*Job*
Skip the pictures. Reproduce all other material exactly.

*Data block*
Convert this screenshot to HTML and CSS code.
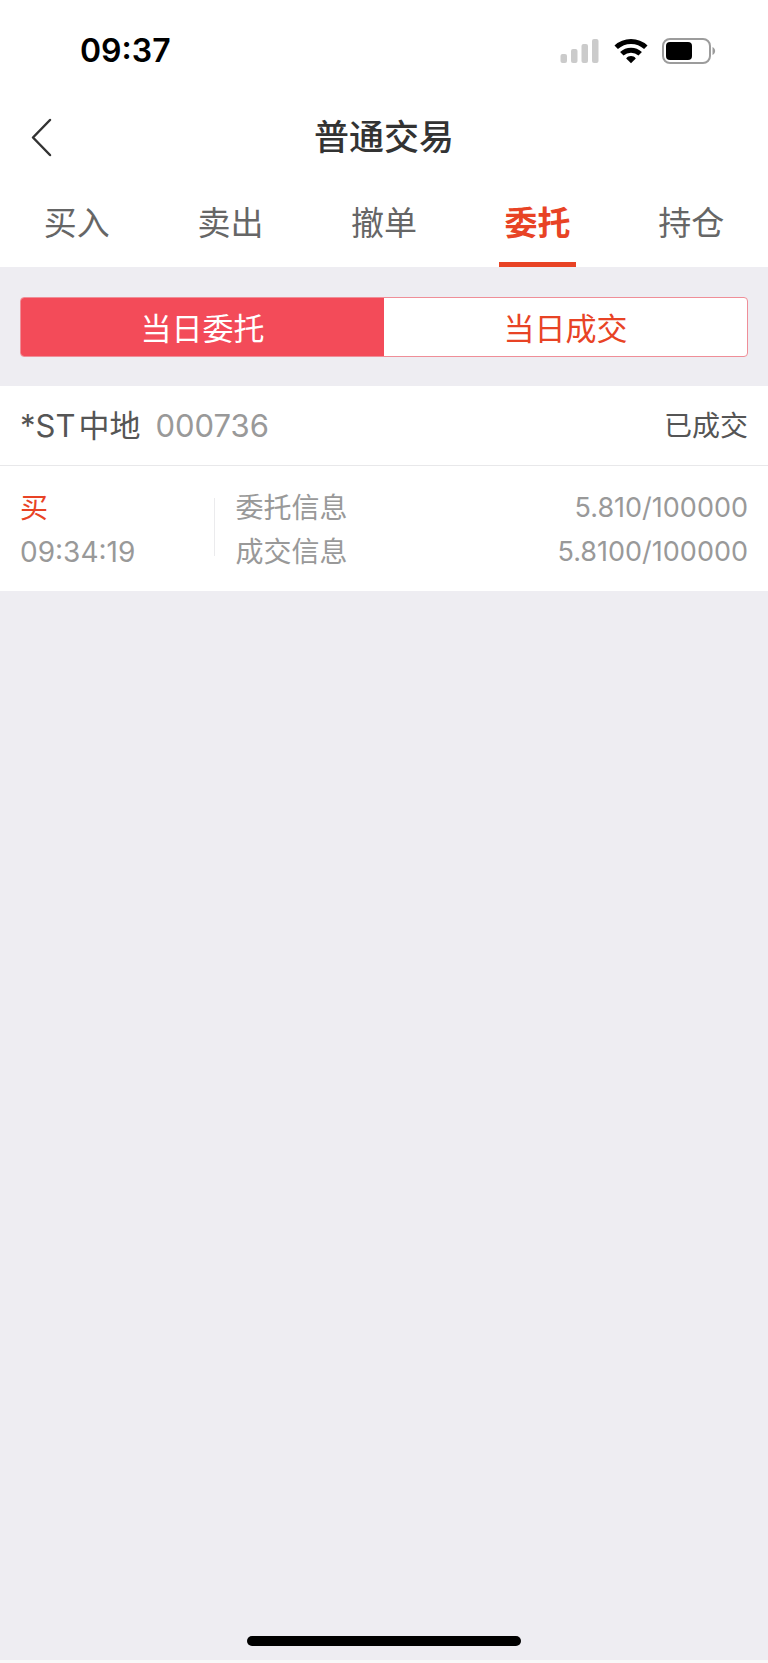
FILE: index.html
```html
<!DOCTYPE html>
<html lang="zh-CN">
<head>
<meta charset="utf-8">
<meta name="viewport" content="width=device-width, initial-scale=1">
<title>普通交易</title>
<link rel="stylesheet" href="styles.css">
</head>
<body>
<div class="app">
  <div class="status">
    <time class="clock">09:37</time>
    <div class="indicators">
      <svg width="40" height="26" viewBox="0 0 40 26" fill="#cbcbcb" aria-hidden="true">
        <rect x="0.5" y="16" width="6.5" height="9" rx="2"/>
        <rect x="11" y="11" width="6.5" height="14" rx="2"/>
        <rect x="21.500" y="6" width="6.500" height="19" rx="2"/>
        <rect x="32" y="1" width="6.500" height="24" rx="2"/>
      </svg>
      <svg width="34" height="26" viewBox="0 0 34 26" aria-hidden="true">
        <g fill="none" stroke="#000" stroke-width="5">
          <path d="M2.200 9.300C10.400 1.500 23.600 1.500 31.800 9.300"/>
          <path d="M7.800 15.800C13 10.900 21 10.900 26.200 15.800"/>
        </g>
        <path d="M12.200 20.400C14.500 17.300 19.500 17.300 21.800 20.400L17 25.200Z"/>
      </svg>
      <svg width="54" height="26" viewBox="0 0 54 26" aria-hidden="true">
        <rect x="1" y="1" width="47" height="24" rx="7" fill="none" stroke="#9c9c9c" stroke-width="2"/>
        <rect x="4" y="4" width="26" height="18" rx="4"/>
        <path d="M50.500 9C54 10.500 54 15.500 50.500 17Z" fill="#9c9c9c"/>
      </svg>
    </div>
  </div>
  <header class="nav">
    <button class="back" type="button" aria-label="返回">
      <svg width="22" height="40" viewBox="0 0 22 40" fill="none" stroke="#333" stroke-width="2.500" stroke-linecap="round" stroke-linejoin="round" aria-hidden="true"><path d="M19 3L2 20.500L19 38"/></svg>
    </button>
    <h1 class="title">普通交易</h1>
  </header>
  <nav class="tabs">
    <a class="tab" href="#buy">买入</a>
    <a class="tab" href="#sell">卖出</a>
    <a class="tab" href="#cancel">撤单</a>
    <a class="tab tab-active" href="#orders" aria-current="page">委托</a>
    <a class="tab" href="#positions">持仓</a>
  </nav>
  <main class="content">
    <div class="segments">
      <button class="segment segment-active" type="button">当日委托</button>
      <button class="segment" type="button">当日成交</button>
    </div>
    <article class="order">
      <div class="order-head">
        <h2 class="stock">*ST<span class="stock-cn">中地</span></h2>
        <span class="code">000736</span>
        <span class="state">已成交</span>
      </div>
      <div class="order-body">
        <div class="side">
          <span class="buy">买</span>
          <time>09:34:19</time>
        </div>
        <dl class="details">
          <div class="row"><dt>委托信息</dt><dd>5.810/100000</dd></div>
          <div class="row"><dt>成交信息</dt><dd>5.8100/100000</dd></div>
        </dl>
      </div>
    </article>
  </main>
  <div class="home"><div class="home-bar"></div></div>
</div>
</body>
</html>
```
FILE: styles.css
```css
* { box-sizing: border-box; }
body, h1, h2, dl, dd { margin: 0; }
body {
  background: #fff;
  color: #555;
  font-family: Inter, "Noto Sans CJK SC", sans-serif;
}
button { font-family: inherit; padding: 0; border: 0; background: none; }
svg { display: block; }

.app {
  display: flex;
  flex-direction: column;
  min-height: 100vh;
  background: #eeedf2;
  border-bottom: 3px solid #f8f8f8;
}

.status {
  display: flex;
  align-items: center;
  justify-content: space-between;
  height: 102px;
  padding: 0 52px 0 80px;
  background: #fff;
}
.clock { color: #000; font-size: 32px; line-height: 40px; font-weight: 600; }
.indicators { display: flex; align-items: center; gap: 14px; }

.nav {
  display: grid;
  grid-template-columns: 80px 1fr 80px;
  align-items: center;
  height: 70px;
  background: #fff;
}
.back { display: flex; align-items: center; height: 68px; padding-left: 31px; }
.title { color: #333; font-size: 35px; line-height: 48px; font-weight: 500; text-align: center; }

.tabs {
  display: grid;
  grid-template-columns: repeat(5, 1fr);
  justify-items: center;
  height: 95px;
  background: #fff;
}
.tab {
  width: 50%;
  display: flex;
  justify-content: center;
  padding-top: 27px;
  color: #666;
  font-size: 33px;
  line-height: 48px;
  text-decoration: none;
  white-space: nowrap;
}
.tab-active { color: #e84325; font-weight: 700; border-bottom: 5px solid #e84325; }

.content { flex: 1; }
.segments {
  display: grid;
  grid-template-columns: 1fr 1fr;
  height: 60px;
  margin: 30px 20px 29px;
  overflow: hidden;
  border: 1px solid #ef8e98;
  border-radius: 4px;
  background: #fff;
}
.segment { padding-top: 4px; color: #e84325; font-size: 31px; line-height: 48px; }
.segment-active { background: #f34b59; color: #fff; }

.order { background: #fff; }
.order-head {
  display: flex;
  align-items: center;
  height: 80px;
  padding: 0 20px;
  border-bottom: 1px solid #e8e8ea;
}
.stock { display: flex; gap: 3px; font-size: 31px; line-height: 44px; font-weight: 400; }
.code { margin-left: 15px; color: #999; font-size: 31px; line-height: 44px; }
.state { margin-left: auto; font-size: 28px; line-height: 44px; }

.order-body {
  display: flex;
  padding: 20px 20px 17px;
  color: #999;
  font-size: 28px;
  line-height: 44px;
}
.side { display: flex; flex-direction: column; width: 26.700%; }
.buy { color: #e84325; }
.details { position: relative; flex: 1; padding-left: 21px; }
.details::before {
  content: "";
  position: absolute;
  left: 0;
  top: 12px;
  bottom: 18px;
  width: 1px;
  background: #ebebed;
}
.row { display: flex; justify-content: space-between; }
.row dd { font-size: 27px; }

.home { display: flex; justify-content: center; padding-bottom: 14px; }
.home-bar { width: 274px; height: 10px; border-radius: 5px; background: #000; }
```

*Answer to this task*
Convert this screenshot to HTML and CSS code.
FILE: index.html
```html
<!DOCTYPE html>
<html lang="zh-CN">
<head>
<meta charset="utf-8">
<meta name="viewport" content="width=device-width, initial-scale=1">
<title>普通交易</title>
<link rel="stylesheet" href="styles.css">
</head>
<body>
<div class="app">
  <div class="status">
    <time class="clock">09:37</time>
    <div class="indicators">
      <svg width="40" height="26" viewBox="0 0 40 26" fill="#cbcbcb" aria-hidden="true">
        <rect x="0.5" y="16" width="6.5" height="9" rx="2"/>
        <rect x="11" y="11" width="6.5" height="14" rx="2"/>
        <rect x="21.500" y="6" width="6.500" height="19" rx="2"/>
        <rect x="32" y="1" width="6.500" height="24" rx="2"/>
      </svg>
      <svg width="34" height="26" viewBox="0 0 34 26" aria-hidden="true">
        <g fill="none" stroke="#000" stroke-width="5">
          <path d="M2.200 9.300C10.400 1.500 23.600 1.500 31.800 9.300"/>
          <path d="M7.800 15.800C13 10.900 21 10.900 26.200 15.800"/>
        </g>
        <path d="M12.200 20.400C14.500 17.300 19.500 17.300 21.800 20.400L17 25.200Z"/>
      </svg>
      <svg width="54" height="26" viewBox="0 0 54 26" aria-hidden="true">
        <rect x="1" y="1" width="47" height="24" rx="7" fill="none" stroke="#9c9c9c" stroke-width="2"/>
        <rect x="4" y="4" width="26" height="18" rx="4"/>
        <path d="M50.500 9C54 10.500 54 15.500 50.500 17Z" fill="#9c9c9c"/>
      </svg>
    </div>
  </div>
  <header class="nav">
    <button class="back" type="button" aria-label="返回">
      <svg width="22" height="40" viewBox="0 0 22 40" fill="none" stroke="#333" stroke-width="2.500" stroke-linecap="round" stroke-linejoin="round" aria-hidden="true"><path d="M19 3L2 20.500L19 38"/></svg>
    </button>
    <h1 class="title">普通交易</h1>
  </header>
  <nav class="tabs">
    <a class="tab" href="#buy">买入</a>
    <a class="tab" href="#sell">卖出</a>
    <a class="tab" href="#cancel">撤单</a>
    <a class="tab tab-active" href="#orders" aria-current="page">委托</a>
    <a class="tab" href="#positions">持仓</a>
  </nav>
  <main class="content">
    <div class="segments">
      <button class="segment segment-active" type="button">当日委托</button>
      <button class="segment" type="button">当日成交</button>
    </div>
    <article class="order">
      <div class="order-head">
        <h2 class="stock">*ST<span class="stock-cn">中地</span></h2>
        <span class="code">000736</span>
        <span class="state">已成交</span>
      </div>
      <div class="order-body">
        <div class="side">
          <span class="buy">买</span>
          <time>09:34:19</time>
        </div>
        <dl class="details">
          <div class="row"><dt>委托信息</dt><dd>5.810/100000</dd></div>
          <div class="row"><dt>成交信息</dt><dd>5.8100/100000</dd></div>
        </dl>
      </div>
    </article>
  </main>
  <div class="home"><div class="home-bar"></div></div>
</div>
</body>
</html>
```
FILE: styles.css
```css
* { box-sizing: border-box; }
body, h1, h2, dl, dd { margin: 0; }
body {
  background: #fff;
  color: #555;
  font-family: Inter, "Noto Sans CJK SC", sans-serif;
}
button { font-family: inherit; padding: 0; border: 0; background: none; }
svg { display: block; }

.app {
  display: flex;
  flex-direction: column;
  min-height: 100vh;
  background: #eeedf2;
  border-bottom: 3px solid #f8f8f8;
}

.status {
  display: flex;
  align-items: center;
  justify-content: space-between;
  height: 102px;
  padding: 0 52px 0 80px;
  background: #fff;
}
.clock { color: #000; font-size: 32px; line-height: 40px; font-weight: 600; }
.indicators { display: flex; align-items: center; gap: 14px; }

.nav {
  display: grid;
  grid-template-columns: 80px 1fr 80px;
  align-items: center;
  height: 70px;
  background: #fff;
}
.back { display: flex; align-items: center; height: 68px; padding-left: 31px; }
.title { color: #333; font-size: 35px; line-height: 48px; font-weight: 500; text-align: center; }

.tabs {
  display: grid;
  grid-template-columns: repeat(5, 1fr);
  justify-items: center;
  height: 95px;
  background: #fff;
}
.tab {
  width: 50%;
  display: flex;
  justify-content: center;
  padding-top: 27px;
  color: #666;
  font-size: 33px;
  line-height: 48px;
  text-decoration: none;
  white-space: nowrap;
}
.tab-active { color: #e84325; font-weight: 700; border-bottom: 5px solid #e84325; }

.content { flex: 1; }
.segments {
  display: grid;
  grid-template-columns: 1fr 1fr;
  height: 60px;
  margin: 30px 20px 29px;
  overflow: hidden;
  border: 1px solid #ef8e98;
  border-radius: 4px;
  background: #fff;
}
.segment { padding-top: 4px; color: #e84325; font-size: 31px; line-height: 48px; }
.segment-active { background: #f34b59; color: #fff; }

.order { background: #fff; }
.order-head {
  display: flex;
  align-items: center;
  height: 80px;
  padding: 0 20px;
  border-bottom: 1px solid #e8e8ea;
}
.stock { display: flex; gap: 3px; font-size: 31px; line-height: 44px; font-weight: 400; }
.code { margin-left: 15px; color: #999; font-size: 31px; line-height: 44px; }
.state { margin-left: auto; font-size: 28px; line-height: 44px; }

.order-body {
  display: flex;
  padding: 20px 20px 17px;
  color: #999;
  font-size: 28px;
  line-height: 44px;
}
.side { display: flex; flex-direction: column; width: 26.700%; }
.buy { color: #e84325; }
.details { position: relative; flex: 1; padding-left: 21px; }
.details::before {
  content: "";
  position: absolute;
  left: 0;
  top: 12px;
  bottom: 18px;
  width: 1px;
  background: #ebebed;
}
.row { display: flex; justify-content: space-between; }
.row dd { font-size: 27px; }

.home { display: flex; justify-content: center; padding-bottom: 14px; }
.home-bar { width: 274px; height: 10px; border-radius: 5px; background: #000; }
```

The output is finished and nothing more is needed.